Restaurant information
- Established: 2007; 19 years ago
- Owners: Colby Barr, Ryan O'Donovan
- Location: Santa Cruz, California
- Website: vervecoffee.com

= Verve Coffee Roasters =

Coffee roaster based in California, United States

Verve Coffee Roasters is a coffee roaster based in Santa Cruz, California, founded by Colby Barr and Ryan O'Donovan. Verve opened in November, 2007 in Pleasure Point, California. The company currently operates in several California-based locations, including four in Santa Cruz, four in Los Angeles, one in San Francisco, one in Manhattan Beach, one in Palo Alto, and two in Menlo Park at the campuses of Meta and SLAC. They also have seven locations in Japan: five in Tokyo, including the Shinjuku train station, as well as one in Kamakura and a cafe/roastery in the Kanagawa Prefecture.
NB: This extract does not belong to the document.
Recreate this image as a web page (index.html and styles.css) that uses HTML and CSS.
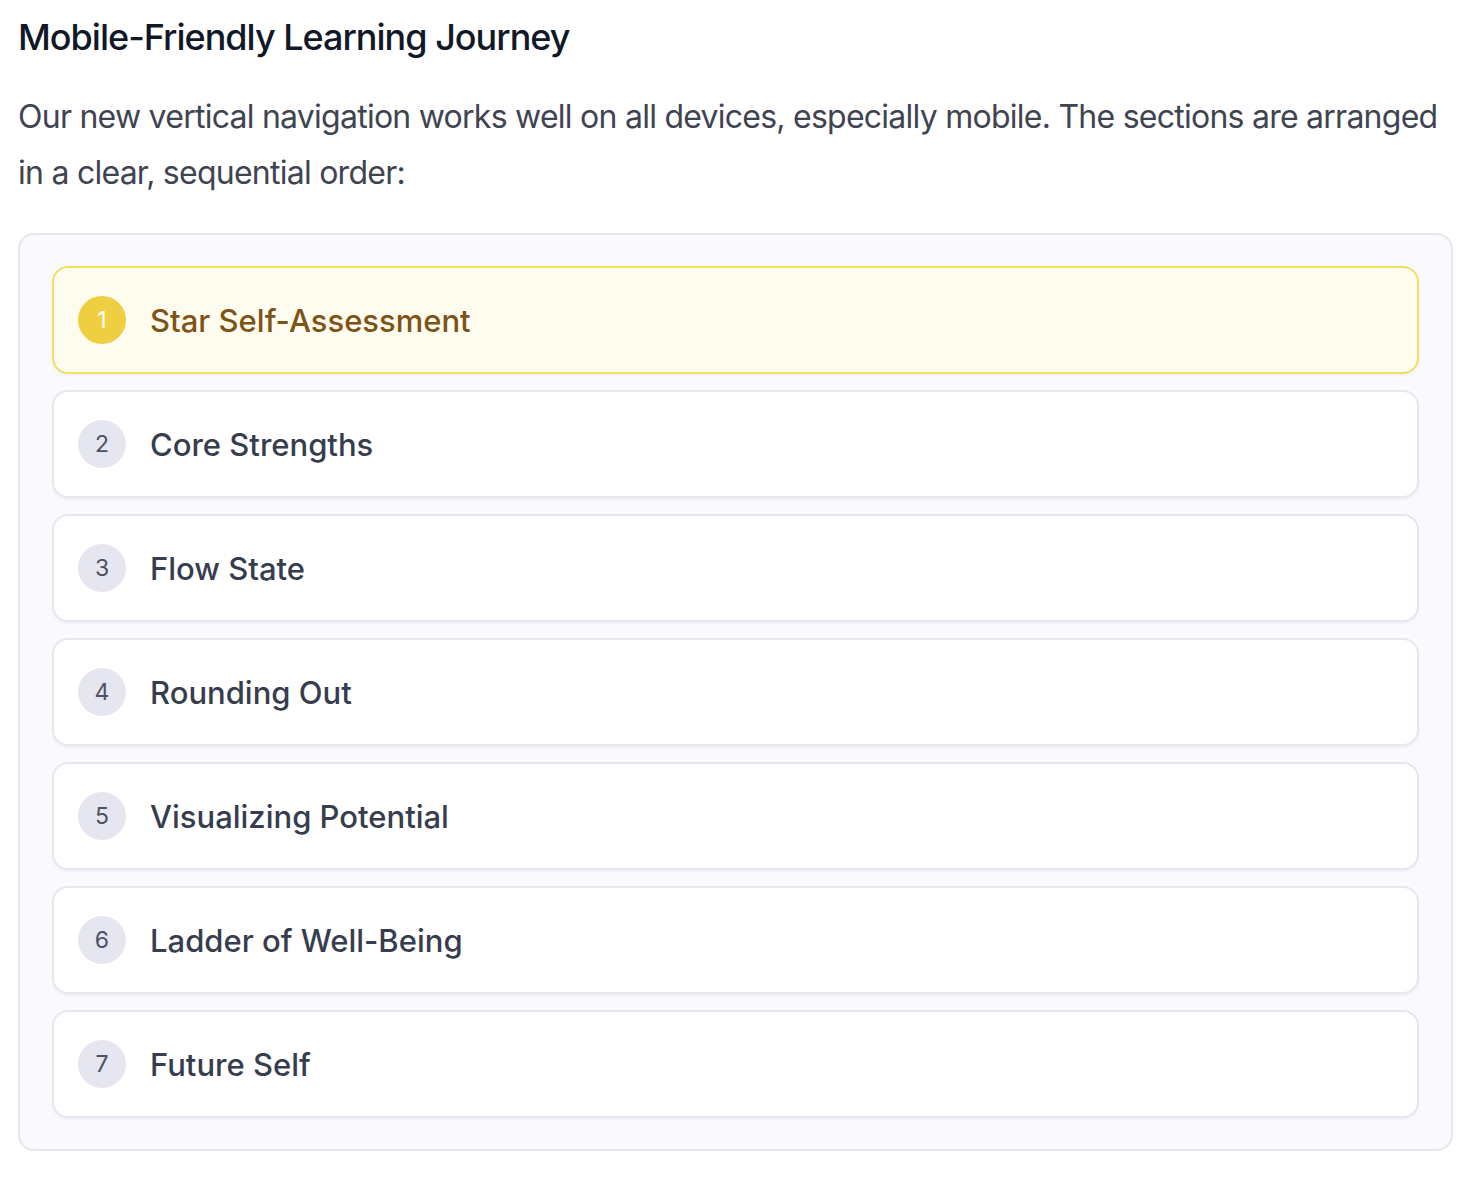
FILE: index.html
```html
<!DOCTYPE html>
<html lang="en">
<head>
<meta charset="utf-8">
<title>Mobile-Friendly Learning Journey</title>
<link rel="stylesheet" href="styles.css">
</head>
<body>
<main class="page">
  <h2 class="title">Mobile-Friendly Learning Journey</h2>
  <p class="intro">Our new vertical navigation works well on all devices, especially mobile. The sections are arranged in a clear, sequential order:</p>
  <nav class="journey">
    <div class="step step-active"><span class="num">1</span><span class="label">Star Self-Assessment</span></div>
    <div class="step"><span class="num">2</span><span class="label">Core Strengths</span></div>
    <div class="step"><span class="num">3</span><span class="label">Flow State</span></div>
    <div class="step"><span class="num">4</span><span class="label">Rounding Out</span></div>
    <div class="step"><span class="num">5</span><span class="label">Visualizing Potential</span></div>
    <div class="step"><span class="num">6</span><span class="label">Ladder of Well-Being</span></div>
    <div class="step"><span class="num">7</span><span class="label">Future Self</span></div>
  </nav>
</main>
</body>
</html>
```

FILE: styles.css
```css
* { box-sizing: border-box; }
html, body { margin: 0; padding: 0; background: #ffffff; }
body {
  font-family: Inter, "Noto Sans", "Liberation Sans", sans-serif;
  color: #374151;
}
.page {
  padding: 10px 15px 0 18px;
}
.title {
  margin: 0 0 25px 0;
  font-size: 36px;
  line-height: 54px;
  font-weight: 500;
  color: #111827;
  letter-spacing: -1px;
}
.intro {
  margin: 0 0 32px 0;
  font-size: 32px;
  line-height: 56px;
  color: #3f4451;
  font-weight: 400;
  letter-spacing: -0.75px;
}
.journey {
  display: flex;
  flex-direction: column;
  gap: 16px;
  background: #f9f9fe;
  border: 2px solid #e6e6ec;
  border-radius: 16px;
  padding: 31px 32px 31px 32px;
}
.step {
  display: flex;
  align-items: center;
  gap: 24px;
  height: 108px;
  padding: 0 24px;
  background: #ffffff;
  border: 2px solid #e6e6ed;
  border-radius: 16px;
  box-shadow: 0 2px 3px rgba(17, 24, 39, 0.04);
}
.num {
  flex: none;
  width: 48px;
  height: 48px;
  border-radius: 50%;
  background: #e6e6f0;
  color: #4b5263;
  display: flex;
  align-items: center;
  justify-content: center;
  font-size: 23px;
  font-weight: 400;
}
.label {
  font-size: 31px;
  font-weight: 500;
  color: #363d4e;
}
.step-active {
  background: #fefcee;
  border-color: #f5de5c;
}
.step-active .num {
  background: #efcf42;
  color: #ffffff;
}
.step-active .label {
  color: #7f5215;
}
```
Verve earned the highest score in the coffee category at the Good Food Awards in 2013 and was also named one of the top coffee roasters in the United States by Thrillist, Complex Magazine, and Food Republic In 2018, they won the Best Espresso at the Coffee Spot Awards, and in 2021 be nominated for the cafe in Japan at the World Latitude Caffe Prize.

In 2024, Verve was selected as Macro Roaster of the Year by Roast Magazine, noting the company's innovations in sustainability, ethical growth, and positive employee culture.